The United States took possession of Guantánamo Bay through the end of the Spanish-American War and the Platt Amendment. The Platt Amendment was initiated in 1903 and outlined seven conditions for the U.S. withdrawal from Cuba. The United States intervened at the end of the Spanish-American War, taking credit for Cuban independence from Spain.

Platt Amendment, rider appended to the U.S. Army appropriations bill of March 1901, stipulating the conditions for withdrawal of U.S. troops remaining in Cuba since the Spanish-American War and molding fundamental Cuban-U.S. relations until 1934. Formulated by the secretary of war, Elihu Root, the amendment was presented to the Senate by Sen. Orville H. Platt of Connecticut.

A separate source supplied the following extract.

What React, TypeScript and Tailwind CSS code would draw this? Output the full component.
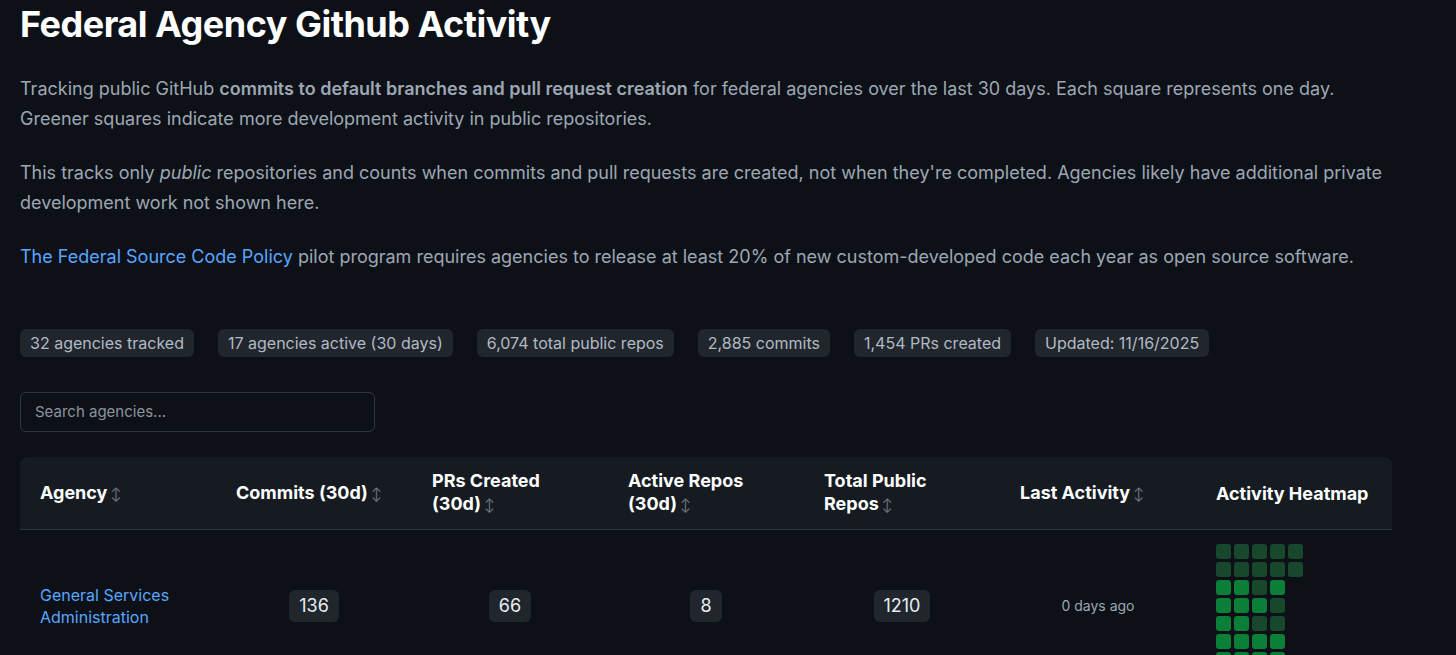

By its terms, Cuba would not transfer Cuban land to any power other than the United States, Cuba’s right to negotiate treaties was limited, rights to a naval base in Cuba (Guantánamo Bay) were ceded to the United States, U.S. intervention in Cuba “for the preservation of Cuban independence” was permitted, and a formal treaty detailing all the foregoing provisions was provided for. To end the U.S. occupation, Cuba incorporated the articles in its 1901 constitution. In 1902 the United States withdrew its troops, and Cuba became a republic. Although the United States intervened militarily in Cuba only twice, in 1906 and 1912, Cubans generally considered the amendment an infringement of their sovereignty. In 1934, as part of his Good Neighbor policy, Pres. Franklin D. Roosevelt supported abrogation of the amendment’s provisions except for U.S. rights to the naval base under Article VII:

To enable the United States to maintain the independence of Cuba, and to protect the people thereof, as well as for its own defense, the government of Cuba will sell or lease to the United States lands necessary for coaling or naval stations, at certain specified points, to be agreed upon with the President of the United States.

We are still there more than 120 years later.